En termes de matériel et de capacité, qu’en est-il pour les réanimateurs ? La capacité d’accueil a-t-elle été augmentée ? 

En France, nous avons en vitesse de croisière 5000 lits de réanimation, des lits avec un respirateur, une infirmière spécialisée, un docteur spécialisé. En Allemagne, ils en ont 25 000 et ils n’ont pas cinq fois plus de population. Pendant la  vague, les 5000 lits ont été utilisés quasiment uniquement pour la COVID-19, ça ne suffisait pas. Alors on a ouvert des lits de réanimation  ailleurs. Dans mon service, on a un couloir avec des prises  d’oxygène, on en a fait une unité de réanimation. C’était compté dans les unités de réanimation, dans les 14 000, mais ce n’était évidemment pas une unité de réanimation. On n’avait pas les respirateurs et le savoir-faire. Ce n’est pas vrai de dire que l’on est monté à 14 000 lits de réanimation, on est monté à 14 000 lits d’hospitalisation dans lesquels on tentait de faire de la réanimation. 

« Ce n’est pas vrai de dire que l’on est monté à 14 000 lits de réanimation, on est monté à 14 000 lits d’hospitalisation dans lesquels on tentait de faire de la réanimation. »

Deuxième sujet, c’est le personnel. On ne forme pas un réanimateur comme ça, il faut 15 ans pour le former. Donc on ne va pas du jour au lendemain se dire, « tiens on a 5000 lits, on va en ouvrir 14 000 ». Avec quels réanimateurs ? Là aussi il y a une mesure qu’il faut prendre. Dans l’UE, le TFUE, prévoit que l’UE est en charge de la lutte contre les grandes pandémies et évènements sanitaires. Justement, faisons le point avec les pays voisins, faisons la liste des lits de réanimation, organisons des trains sanitaires. S’il est difficile de transporter les malades, voyons si on peut se prêter des réanimateurs. La Chine l’a fait quand 43% du personnel à  Wuhan est tombé malade. Donc il a bien fallu le remplacer. Nous c’est pareil, faisons venir des gens de partout de l’Union Européenne. 

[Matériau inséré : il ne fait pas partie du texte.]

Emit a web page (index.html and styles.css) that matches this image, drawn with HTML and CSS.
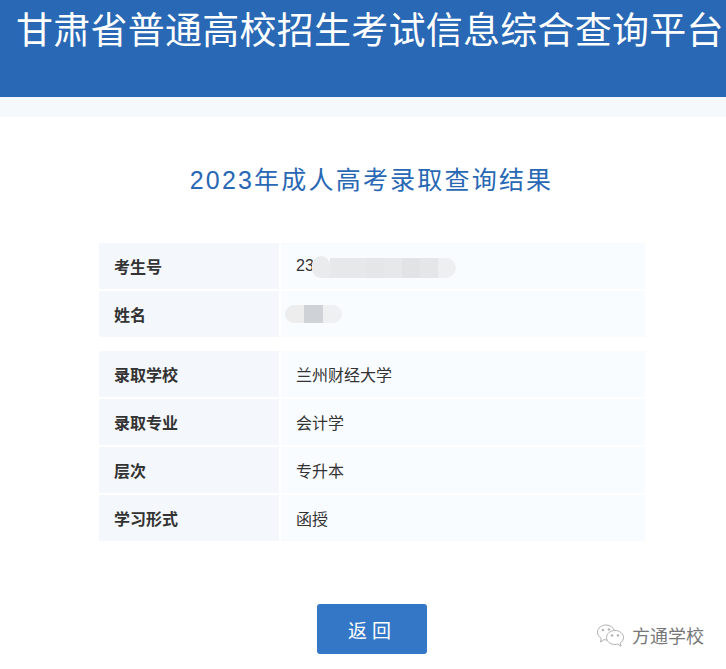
FILE: index.html
```html
<!DOCTYPE html>
<html lang="zh-CN">
<head>
    <meta charset="UTF-8">
    <meta name="viewport" content="width=device-width, initial-scale=1.0">
    <title>甘肃省普通高校招生考试信息综合查询平台</title>
    <link rel="stylesheet" href="styles.css">
</head>
<body>
    <div class="header">
        <h1>甘肃省普通高校招生考试信息综合查询平台</h1>
    </div>
    <div class="band"></div>

    <h2 class="result-title">2023年成人高考录取查询结果</h2>

    <div class="result-group">
        <div class="row">
            <div class="label">考生号</div>
            <div class="value">
                <span>23</span>
                <div class="mosaic mosaic-number">
                    <i class="m1"></i><i class="m2"></i><i class="m2"></i><i class="m3"></i><i class="m2"></i><i class="m4"></i><i class="m3"></i><i class="m5"></i>
                </div>
            </div>
        </div>
        <div class="row">
            <div class="label">姓名</div>
            <div class="value value-name">
                <div class="mosaic mosaic-name">
                    <i class="n1"></i><i class="n2"></i><i class="n3"></i>
                </div>
            </div>
        </div>
    </div>

    <div class="result-group">
        <div class="row">
            <div class="label">录取学校</div>
            <div class="value">兰州财经大学</div>
        </div>
        <div class="row">
            <div class="label">录取专业</div>
            <div class="value">会计学</div>
        </div>
        <div class="row">
            <div class="label">层次</div>
            <div class="value">专升本</div>
        </div>
        <div class="row">
            <div class="label">学习形式</div>
            <div class="value">函授</div>
        </div>
    </div>

    <div class="actions">
        <button class="back-btn">返回</button>
    </div>

    <!-- 公众号水印 -->
    <div class="watermark">
        <svg width="30" height="26" viewBox="0 0 30 26" fill="none" stroke="#b0b0b0" stroke-width="1">
            <path d="M11 16c-1 0-2-.2-3-.5L4.500 18l.7-3.800C2.800 12.700 1.500 10.500 1.500 8.200 1.500 4 5.500 1 10 1c4 0 7.500 2.300 8.300 5.600"/>
            <path d="M19 6.500c-4.800 0-8.500 3.200-8.500 7s3.700 7 8.500 7c1 0 1.900-.1 2.800-.4l3.200 2.100-.7-3.200c2-1.300 3.200-3.300 3.200-5.500 0-3.800-3.700-7-8.500-7z"/>
            <circle cx="7" cy="6" r=".8" fill="#8a8a8a"/>
            <circle cx="13" cy="5.500" r=".8" fill="#8a8a8a"/>
            <circle cx="16" cy="11.500" r=".8" fill="#8a8a8a"/>
            <circle cx="22" cy="11.500" r=".8" fill="#8a8a8a"/>
        </svg>
        <span>方通学校</span>
    </div>
</body>
</html>
```

FILE: styles.css
```css
html, body {
    margin: 0;
    padding: 0;
}
body {
    position: relative;
    height: 669px;
    overflow: hidden;
    background-color: #fff;
    color: #333;
    font-family: "Liberation Sans", "Noto Sans CJK SC", sans-serif;
}
.header {
    height: 97px;
    background-color: #2868b4;
    overflow: hidden;
}
.header h1 {
    margin: 0;
    padding: 9px 0 0 16px;
    font-size: 37px;
    line-height: 46px;
    font-weight: normal;
    letter-spacing: 0.25px;
    color: #fff;
    white-space: nowrap;
}
.band {
    height: 20px;
    background-color: #f5f9fc;
}
.result-title {
    margin: 45px 0 0;
    padding-left: 17px;
    text-align: center;
    font-size: 25px;
    line-height: 36px;
    font-weight: normal;
    letter-spacing: 2.2px;
    color: #2868b4;
}
.result-group {
    display: flex;
    flex-direction: column;
    gap: 2px;
    width: 546px;
    margin: 14px 0 0 99px;
}
.result-title + .result-group {
    margin-top: 45px;
}
.row {
    display: flex;
    gap: 2px;
    height: 46px;
}
.label {
    display: flex;
    align-items: center;
    width: 165px;
    padding-left: 15px;
    background-color: #f4f7fb;
    font-size: 16px;
    font-weight: bold;
}
.value {
    display: flex;
    align-items: center;
    flex: 1;
    padding-left: 15px;
    background-color: #f9fcff;
    font-size: 16px;
}
.value-name {
    padding-left: 4px;
}
.mosaic {
    display: flex;
}
.mosaic-number {
    align-items: flex-end;
    height: 22px;
    margin: 2px 0 0 -2px;
}
.mosaic-number i {
    display: block;
    width: 18px;
    height: 20px;
}
.mosaic-number .m1 {
    height: 22px;
    border-radius: 9px 9px 0 9px;
}
.mosaic-number .m5 {
    border-radius: 0 10px 10px 0;
}
.mosaic-name {
    height: 18px;
    overflow: hidden;
    border-radius: 9px;
}
.mosaic-name i {
    display: block;
    width: 19px;
}
.m1 { background-color: #eaebec; }
.m2 { background-color: #e7e8ea; }
.m3 { background-color: #e5e6e8; }
.m4 { background-color: #e1e3e5; }
.m5 { background-color: #eeeff0; }
.n1 { background-color: #ecedec; }
.n2 { background-color: #cfd2d6; }
.n3 { background-color: #eff0f2; }
.actions {
    display: flex;
    margin: 63px 0 0 317px;
}
.back-btn {
    width: 110px;
    height: 50px;
    padding: 0;
    border: none;
    border-radius: 3px;
    background-color: #3377c6;
    color: #fff;
    font-family: inherit;
    font-size: 19px;
    letter-spacing: 5px;
    cursor: pointer;
}
.watermark {
    position: absolute;
    left: 596px;
    top: 624px;
    display: flex;
    align-items: center;
    gap: 6px;
    color: #777;
    font-size: 18px;
    line-height: 26px;
}
```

Troisièmement, il y a la question des respirateurs. On a acheté 10 000 respirateurs, ça c’est vrai mais en réalité, on a racheté 1600 respirateurs de réanimation. 8400 étaient des petits respirateurs avec lesquels on ne peut pas ventiler les patients graves de COVID. Ce sont des respirateurs de transport. Et vous voyez, la peinture permanente de « tout va bien » est très irritante. Les gens sont beaucoup plus intelligents qu’on ne le croit. Globalement, le corps social est beaucoup plus averti. Donc je vous dis on a 1600 respirateurs de réanimation et d’ailleurs je ne sais pas où ils sont, ce sont des chiffres donnés par la Direction générale de la santé (DGS).